By the way, if you're using a metric based detector function (i.e.
min, etc as opposed to a
count based function) and there is no input data, the detector function treats the lack of data as a
null and doesn't evaluate anomalies during those periods of no data.
Do any of the recent Annotations (9 through 12) mention anything interesting?
Hi, thanks for your reply.
The detector configuration is count. This only happens rarely, but I am trying to understand the reason behind it to make our ML job more reliable. Otherwise there is no problem with the data, because detection for all other devices is fine.
one of the annotations is " Datafeed has missed 686 documents due to ingest latency, latest bucket with missing data". The others are just snapchat storage ones
Ok, well certainly if you see the "missed documents due to ingest latency" message routinely you should either remedy your ingest pipeline latencies or increase the
query_delay on the ML job's datafeed to lag behind real-time a little more to accommodate those latencies.

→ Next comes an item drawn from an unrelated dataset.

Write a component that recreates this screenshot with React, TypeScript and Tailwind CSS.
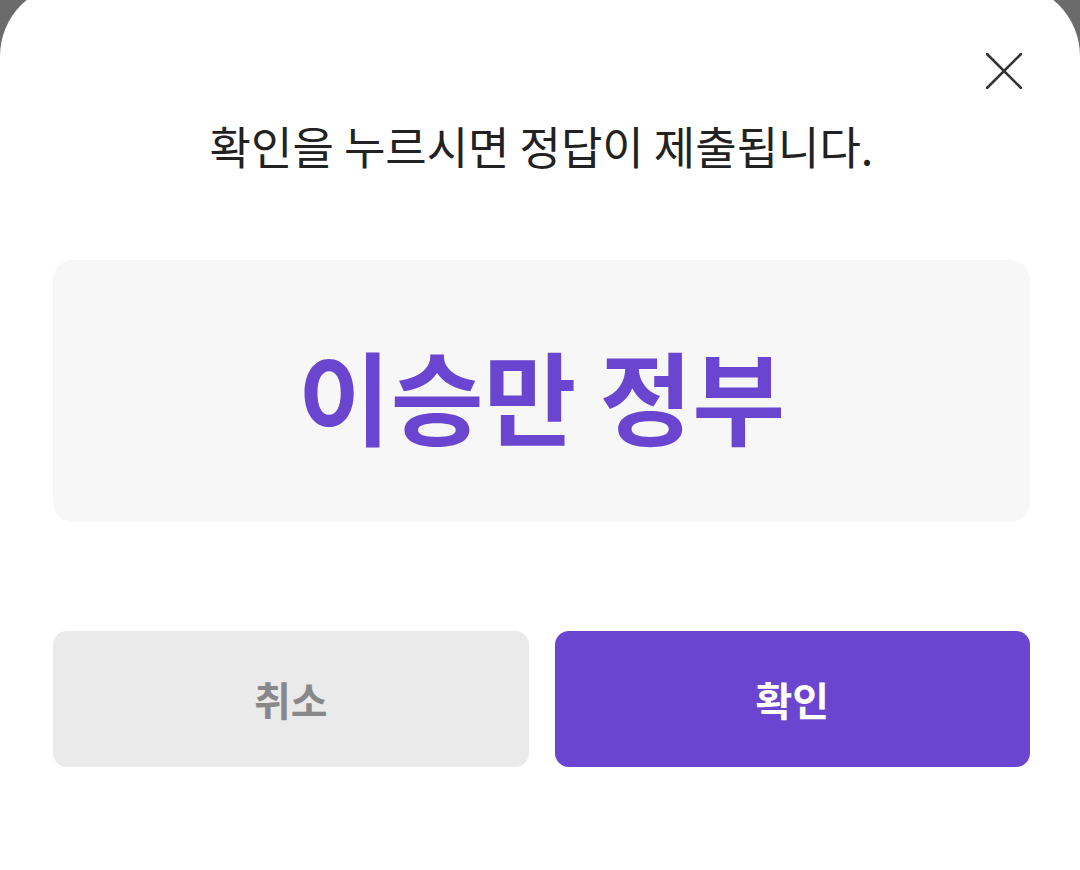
const font = { fontFamily: '"Noto Sans CJK KR", "Noto Sans", sans-serif' };

const CloseIcon = () => (
  <svg width="36" height="36" viewBox="0 0 36 36" fill="none">
    <path d="M1 1L35 35M35 1L1 35" stroke="#333333" strokeWidth="2.6" strokeLinecap="round" />
  </svg>
);

export default function App() {
  return (
    <div className="w-[1080px] h-[870px] overflow-hidden bg-[#6b6b6b]" style={font}>
      <div className="relative mt-[-16px] h-[886px] rounded-t-[72px] bg-white pl-[53px] pr-[50px] pt-[139px]">
        <button className="absolute right-[58px] top-[69px]">
          <CloseIcon />
        </button>

        <p className="text-center text-[45px] leading-[45px] text-[#222222]">
          확인을 누르시면 정답이 제출됩니다.
        </p>

        <div className="mt-[92px] flex h-[262px] items-center justify-center rounded-[20px] bg-[#f7f7f7]">
          <span className="pt-[6px] text-[101px] font-bold leading-none text-[#6a46d0]">이승만 정부</span>
        </div>

        <div className="mt-[109px] grid grid-cols-2 gap-[26px]">
          <button className="flex h-[136px] items-center justify-center rounded-[14px] bg-[#eaeaea] text-[40px] font-bold text-[#888888]">
            취소
          </button>
          <button className="flex h-[136px] items-center justify-center rounded-[14px] bg-[#6a46d0] text-[40px] font-bold text-white">
            확인
          </button>
        </div>
      </div>
    </div>
  );
}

Regardless, if you have ML raising anomalies, but your Watch isn't alerting - then usually this is a sign that your watch isn't looking back in time far enough. In general, keep the interval over which you have your watch looking for recently created anomalies to be no shorter than the equivalent of twice the
bucket_span . If you make the interval too short, your watch may inadvertently miss newly created anomalies. This is because the timestamp of an anomaly written to the index is equal to the beginning time of the bucket. So, the ML job currently processing the bucket of data between 11:55 and 12:00, will be indexed any anomalies found in the timeframe with a timestamp of 11:55 (obviously this is a 5-minute
bucket_span job). The clock time at which this anomaly record is indexed will be even later due to the
query_delay parameter of the datafeed and any other time associated with processing that data. As such, a watch triggered at 12:00 (clock time) which looks back for anomalies with timestamps as early as 11:55 will not see anything because the anomaly record hasn’t even been indexed yet (and won’t be for another amount of seconds equal to
query_delay). This is why keeping the interval to a width equivalent to twice the
bucket_span will ensure that anomalies won’t be missed by your watch.
Thanks a lot for a thorough explanation. It is really helpful. I will increase the query_delay to see it helps.